First Historic Preservation and Planning Review Board created.
The City of Charleston proposed a historic district zoning ordinance in October of 1931. This was a new blend of historic preservation and planning with a review board to examine and propose solutions to design problems of residents in the historic district boundary.
First federal preservation treatment efforts.
Congress authorizes President Franklin Roosevelt's proposed Civilian Conservation Corps, a labor force for early conservation efforts, including the restoration of federally-owned historic properties.
National parklands and federal historic sites are centralized under the NPS.

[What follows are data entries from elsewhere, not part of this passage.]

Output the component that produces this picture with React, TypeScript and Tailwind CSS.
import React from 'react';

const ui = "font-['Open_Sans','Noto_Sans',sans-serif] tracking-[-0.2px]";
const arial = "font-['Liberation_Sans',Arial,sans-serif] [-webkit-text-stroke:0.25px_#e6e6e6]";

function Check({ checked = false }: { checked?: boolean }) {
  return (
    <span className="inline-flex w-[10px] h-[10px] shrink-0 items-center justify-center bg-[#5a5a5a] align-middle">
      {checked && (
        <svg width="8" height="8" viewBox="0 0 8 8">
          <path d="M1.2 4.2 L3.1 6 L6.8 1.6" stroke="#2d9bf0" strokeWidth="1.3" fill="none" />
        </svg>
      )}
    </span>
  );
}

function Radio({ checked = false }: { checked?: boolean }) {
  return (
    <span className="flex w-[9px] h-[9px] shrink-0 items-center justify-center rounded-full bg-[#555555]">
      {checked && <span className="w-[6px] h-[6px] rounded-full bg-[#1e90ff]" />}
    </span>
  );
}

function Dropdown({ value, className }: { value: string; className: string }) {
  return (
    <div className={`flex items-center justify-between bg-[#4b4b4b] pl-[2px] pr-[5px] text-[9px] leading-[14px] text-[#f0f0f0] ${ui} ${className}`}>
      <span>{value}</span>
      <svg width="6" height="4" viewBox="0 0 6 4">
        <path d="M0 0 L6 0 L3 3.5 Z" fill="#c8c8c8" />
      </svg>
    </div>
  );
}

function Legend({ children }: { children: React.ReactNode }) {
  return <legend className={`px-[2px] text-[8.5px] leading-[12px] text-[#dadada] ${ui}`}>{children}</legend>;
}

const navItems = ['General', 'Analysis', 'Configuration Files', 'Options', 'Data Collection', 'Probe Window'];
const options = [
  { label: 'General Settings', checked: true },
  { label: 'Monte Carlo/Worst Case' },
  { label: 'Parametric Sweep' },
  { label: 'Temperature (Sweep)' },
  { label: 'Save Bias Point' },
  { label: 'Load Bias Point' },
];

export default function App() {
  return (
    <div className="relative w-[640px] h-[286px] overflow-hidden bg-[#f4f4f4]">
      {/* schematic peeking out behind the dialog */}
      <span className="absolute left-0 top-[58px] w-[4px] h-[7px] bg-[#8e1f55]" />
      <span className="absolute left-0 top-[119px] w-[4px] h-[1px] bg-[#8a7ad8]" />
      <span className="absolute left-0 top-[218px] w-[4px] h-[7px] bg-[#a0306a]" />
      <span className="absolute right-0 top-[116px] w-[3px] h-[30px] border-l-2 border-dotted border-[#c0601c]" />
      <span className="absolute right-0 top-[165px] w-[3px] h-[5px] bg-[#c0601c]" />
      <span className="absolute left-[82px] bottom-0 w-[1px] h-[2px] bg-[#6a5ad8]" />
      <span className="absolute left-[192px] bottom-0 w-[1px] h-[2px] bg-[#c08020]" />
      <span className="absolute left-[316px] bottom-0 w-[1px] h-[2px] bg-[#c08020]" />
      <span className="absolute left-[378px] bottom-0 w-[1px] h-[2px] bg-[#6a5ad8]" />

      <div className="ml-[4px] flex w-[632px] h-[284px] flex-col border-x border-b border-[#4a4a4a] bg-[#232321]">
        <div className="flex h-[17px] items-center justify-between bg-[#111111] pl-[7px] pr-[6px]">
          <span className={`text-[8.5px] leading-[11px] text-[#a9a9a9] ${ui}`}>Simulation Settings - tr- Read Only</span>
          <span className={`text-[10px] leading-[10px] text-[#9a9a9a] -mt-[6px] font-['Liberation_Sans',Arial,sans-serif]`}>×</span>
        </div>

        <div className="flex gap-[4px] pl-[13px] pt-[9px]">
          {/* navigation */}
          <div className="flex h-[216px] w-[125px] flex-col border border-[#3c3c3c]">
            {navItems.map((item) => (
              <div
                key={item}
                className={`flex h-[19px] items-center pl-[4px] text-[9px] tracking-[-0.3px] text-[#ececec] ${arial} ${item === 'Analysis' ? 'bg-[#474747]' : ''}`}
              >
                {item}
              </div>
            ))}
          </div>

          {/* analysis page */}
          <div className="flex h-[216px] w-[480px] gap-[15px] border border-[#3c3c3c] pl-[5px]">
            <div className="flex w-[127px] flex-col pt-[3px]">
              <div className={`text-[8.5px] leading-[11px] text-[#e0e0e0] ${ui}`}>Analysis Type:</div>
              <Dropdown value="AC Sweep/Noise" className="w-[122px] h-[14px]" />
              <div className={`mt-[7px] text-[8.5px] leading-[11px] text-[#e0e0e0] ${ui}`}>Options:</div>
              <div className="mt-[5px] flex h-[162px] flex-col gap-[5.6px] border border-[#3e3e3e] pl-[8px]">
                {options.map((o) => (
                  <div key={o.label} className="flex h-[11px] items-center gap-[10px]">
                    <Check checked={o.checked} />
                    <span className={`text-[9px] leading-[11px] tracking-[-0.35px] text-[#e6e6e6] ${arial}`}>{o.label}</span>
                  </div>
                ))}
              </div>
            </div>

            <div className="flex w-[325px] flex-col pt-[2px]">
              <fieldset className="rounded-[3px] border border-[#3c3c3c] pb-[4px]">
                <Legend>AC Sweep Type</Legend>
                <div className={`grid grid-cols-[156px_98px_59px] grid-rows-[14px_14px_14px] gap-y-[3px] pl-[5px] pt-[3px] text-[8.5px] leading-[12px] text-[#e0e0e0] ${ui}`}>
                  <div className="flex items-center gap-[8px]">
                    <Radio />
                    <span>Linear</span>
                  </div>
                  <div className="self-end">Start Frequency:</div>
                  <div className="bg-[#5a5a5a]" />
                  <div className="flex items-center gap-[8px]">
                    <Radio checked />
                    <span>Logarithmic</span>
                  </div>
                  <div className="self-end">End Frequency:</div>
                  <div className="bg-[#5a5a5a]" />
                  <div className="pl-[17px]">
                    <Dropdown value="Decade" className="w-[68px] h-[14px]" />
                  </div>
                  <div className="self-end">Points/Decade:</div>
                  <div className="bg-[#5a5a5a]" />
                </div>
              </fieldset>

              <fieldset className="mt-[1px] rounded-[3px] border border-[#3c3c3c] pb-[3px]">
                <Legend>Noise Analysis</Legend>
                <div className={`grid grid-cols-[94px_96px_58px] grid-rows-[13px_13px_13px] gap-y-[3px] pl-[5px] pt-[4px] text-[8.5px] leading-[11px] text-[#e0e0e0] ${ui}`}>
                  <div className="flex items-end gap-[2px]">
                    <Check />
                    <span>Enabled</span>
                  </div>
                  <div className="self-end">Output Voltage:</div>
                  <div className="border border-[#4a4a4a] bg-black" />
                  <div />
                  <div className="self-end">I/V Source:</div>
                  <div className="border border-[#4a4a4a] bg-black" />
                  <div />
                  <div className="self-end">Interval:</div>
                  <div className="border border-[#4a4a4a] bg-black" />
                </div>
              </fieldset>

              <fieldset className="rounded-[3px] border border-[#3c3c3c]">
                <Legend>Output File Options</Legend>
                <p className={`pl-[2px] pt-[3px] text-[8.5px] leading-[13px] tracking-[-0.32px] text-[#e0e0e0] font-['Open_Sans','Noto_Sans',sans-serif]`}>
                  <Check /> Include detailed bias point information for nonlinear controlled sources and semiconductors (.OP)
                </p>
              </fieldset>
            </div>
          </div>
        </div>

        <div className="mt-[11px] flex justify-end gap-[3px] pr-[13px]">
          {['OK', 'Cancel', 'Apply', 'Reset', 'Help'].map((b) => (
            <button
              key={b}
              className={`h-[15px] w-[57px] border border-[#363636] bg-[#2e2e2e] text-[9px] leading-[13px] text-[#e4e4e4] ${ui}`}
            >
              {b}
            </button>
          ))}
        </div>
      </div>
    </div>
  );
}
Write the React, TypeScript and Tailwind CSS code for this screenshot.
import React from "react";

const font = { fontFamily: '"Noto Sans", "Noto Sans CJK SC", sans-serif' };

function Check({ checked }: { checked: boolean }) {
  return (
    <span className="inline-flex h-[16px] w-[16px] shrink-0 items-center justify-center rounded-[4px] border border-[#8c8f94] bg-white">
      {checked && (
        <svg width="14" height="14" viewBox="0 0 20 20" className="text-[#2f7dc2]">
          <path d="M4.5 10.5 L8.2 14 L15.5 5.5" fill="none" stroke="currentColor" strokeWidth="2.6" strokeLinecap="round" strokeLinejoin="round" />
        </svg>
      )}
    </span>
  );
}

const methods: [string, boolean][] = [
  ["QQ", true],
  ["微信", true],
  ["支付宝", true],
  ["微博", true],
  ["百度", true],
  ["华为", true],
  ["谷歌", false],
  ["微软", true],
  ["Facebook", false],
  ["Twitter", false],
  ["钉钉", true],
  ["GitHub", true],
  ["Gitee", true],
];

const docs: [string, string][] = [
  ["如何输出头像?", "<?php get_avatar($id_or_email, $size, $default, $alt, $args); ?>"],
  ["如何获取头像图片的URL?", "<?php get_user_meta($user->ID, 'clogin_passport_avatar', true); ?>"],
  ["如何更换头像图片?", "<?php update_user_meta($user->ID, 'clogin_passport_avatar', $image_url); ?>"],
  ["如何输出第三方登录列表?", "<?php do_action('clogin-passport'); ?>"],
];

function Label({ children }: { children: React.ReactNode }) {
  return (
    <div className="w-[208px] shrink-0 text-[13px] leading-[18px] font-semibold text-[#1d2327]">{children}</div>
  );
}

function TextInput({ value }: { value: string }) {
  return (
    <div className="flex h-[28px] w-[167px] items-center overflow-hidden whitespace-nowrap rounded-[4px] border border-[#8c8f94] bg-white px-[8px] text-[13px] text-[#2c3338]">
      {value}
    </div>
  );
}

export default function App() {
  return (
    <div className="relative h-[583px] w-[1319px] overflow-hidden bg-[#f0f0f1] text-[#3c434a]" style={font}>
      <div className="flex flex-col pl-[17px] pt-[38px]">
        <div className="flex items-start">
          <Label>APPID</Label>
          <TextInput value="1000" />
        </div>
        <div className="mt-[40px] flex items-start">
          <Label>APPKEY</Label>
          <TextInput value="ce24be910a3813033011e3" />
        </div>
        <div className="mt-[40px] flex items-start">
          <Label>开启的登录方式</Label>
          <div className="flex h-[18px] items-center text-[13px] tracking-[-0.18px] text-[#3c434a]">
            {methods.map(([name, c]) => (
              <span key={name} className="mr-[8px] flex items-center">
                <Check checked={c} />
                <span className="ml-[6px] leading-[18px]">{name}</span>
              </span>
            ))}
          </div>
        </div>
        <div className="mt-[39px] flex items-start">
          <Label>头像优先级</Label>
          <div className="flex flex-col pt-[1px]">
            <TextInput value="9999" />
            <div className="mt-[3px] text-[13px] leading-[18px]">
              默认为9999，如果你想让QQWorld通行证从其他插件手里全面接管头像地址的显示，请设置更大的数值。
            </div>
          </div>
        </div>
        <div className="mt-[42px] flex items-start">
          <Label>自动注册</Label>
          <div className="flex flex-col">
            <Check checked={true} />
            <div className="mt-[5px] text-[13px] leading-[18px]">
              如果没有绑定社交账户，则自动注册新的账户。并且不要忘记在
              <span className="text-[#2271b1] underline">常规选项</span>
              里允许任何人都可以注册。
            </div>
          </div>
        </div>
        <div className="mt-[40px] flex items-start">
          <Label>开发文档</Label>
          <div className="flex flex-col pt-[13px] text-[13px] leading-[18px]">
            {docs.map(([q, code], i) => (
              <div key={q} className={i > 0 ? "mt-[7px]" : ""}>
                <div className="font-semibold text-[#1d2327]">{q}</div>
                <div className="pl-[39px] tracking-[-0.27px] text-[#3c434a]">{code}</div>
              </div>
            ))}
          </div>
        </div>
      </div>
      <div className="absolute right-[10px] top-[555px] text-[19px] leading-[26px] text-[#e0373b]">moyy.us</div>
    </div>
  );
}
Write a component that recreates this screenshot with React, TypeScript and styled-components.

President Roosevelt signs executive orders transferring the War Department's parks and monuments as well as those held by the Forest Service and the District of Columbia to the National Park Service.
First systematic documentation of historic properties.
The Historic American Building Survey (HABS) is created to document America's architectural heritage and to provide employment for Depression Era architects.
Historic Sites Act passed.
Passage of the Historic Sites Act (formerly 16 USC 461-467, now four sections in Title 54) leads to a federal policy to preserve historic properties for public use. Historic preservation becomes a primary focus of the NPS.
First systematic documentation of historic landscapes.
Members of the American Society of Landscape Architects (ASLA) participating in the HABS program, complete the Historic American Landscape and Garden Project, which documents 40 historic landscapes in Massachusetts.
The National Trust for Historic Preservation established.
Creation of the National Trust for Historic Preservation (National Trust) is chartered by Congress. The National Trust supports the preservation of historic properties in local communities.